My husband just had a medical checkup and the doctor says not only is he in fantastic health, he is healthier than he was ten years ago. Being a very kindly and appreciative partner, this is being credited to the fact I make bento for his lunches. Now, you know how I laugh at the whole And It’s GOOD for You, Too! attitude towards hobbies, but I found that cute.
So, today’s magic, immortality-granting bento is pasta, chicken drumstick and some veggies. No fruit, because I’ve been lazy and haven’t been shopping.
But that thing about not having been shopping? That’s something that has a lot to do with how I approach the whole bento aesthetic.
Sure, you can have the perfect containers, and make the perfect recipes and make some perfectly beautiful food art. I’ve done some cute food art myself — piggie onigiri, seascapes and all kinds of stuff. It’s fun.
But even non-perfect can be kinda cool, if you put a little thought into presentation. Again, I used Gladware containers to make these bento. In addition, a lot of the bento included leftovers. Yes, I paid attention to color and presentation, but these meals were not planned. They were put together with what I have on hand. Yes, I regularly have fresh veggies on hand, but so should anyone if they can swing it.

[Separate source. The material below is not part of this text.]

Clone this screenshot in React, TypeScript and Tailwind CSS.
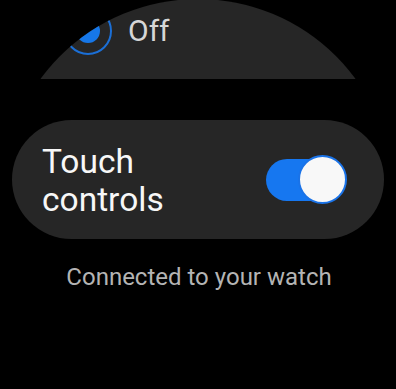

I’ve been presenting these to show that while yes, the cute Japanese boxes are fun, and making Japanese food for your bento is also fun (Onigiri are awesome), Gladware and Western-style food works just fine. If you want to make bento, you’re really only limited by your imagination, not your pocketbook.
I’m not the only one who seems to have given up on the cute little boxes without having given up on bento, though. Many people on the Lunchinabox forums have bemoaned the expense of the well-sealed, sturdy, microwavable bento-specific box and are turning to Rubbermaid, Tupperware and especially Lock-n-lock boxes. They’re not as pretty, but they’re sturdier and cheaper.